SEATTLE (AP) – No criminal charges will be filed against a former Seattle police officer who shot and killed a Native American woodcarver while on duty in 2010, the U.S. Justice Department said Friday.

John T. Williams had just crossed a street while holding a knife and a block of wood when Officer Ian Birk got out of his patrol car, ordered him to drop the knife, and then shot him to death on Aug. 30, 2010.

The killing outraged many who saw it as an unnecessary use of force.

Birk resigned from the Police Department and the city paid $1.5 million to Williams’ family.

Prompted by the killing and other incidents, the Justice Department launched a formal civil rights investigation of the department and eventually determined that Seattle police engaged in a pattern of using excessive force, often against minorities.

The DOJ also conducted a criminal civil-rights investigation of Birk’s actions and announced Friday that there is not enough evidence to prove beyond a reasonable doubt that the officer willfully violated Williams’ rights.

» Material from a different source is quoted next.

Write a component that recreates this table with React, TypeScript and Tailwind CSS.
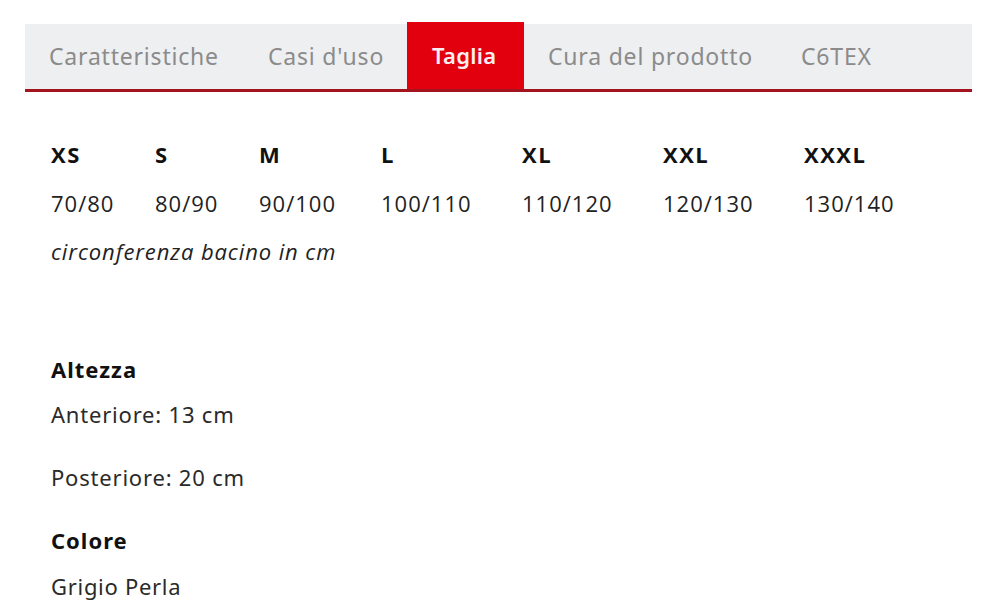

“Prosecutors must establish, beyond a reasonable doubt, that a law enforcement officer willfully deprived an individual of a constitutional right, meaning with the deliberate and specific intent to do something the law forbids,” the department said in a news release. “Accident, mistake, fear, negligence or bad judgment is not sufficient to establish a federal criminal civil rights violation.”

State officials reached a similar conclusion earlier. Even though a firearms review board found the shooting unjustified, King County Prosecutor Dan Satterberg said the state could not charge Birk because the law required prosecutors to show the officer acted with malice and without good faith.

Attorney Tim Ford, a lawyer for the Williams family, told The Seattle Times the decision “is a great disappointment to his family,” which had hoped a jury would have the opportunity to hear the case.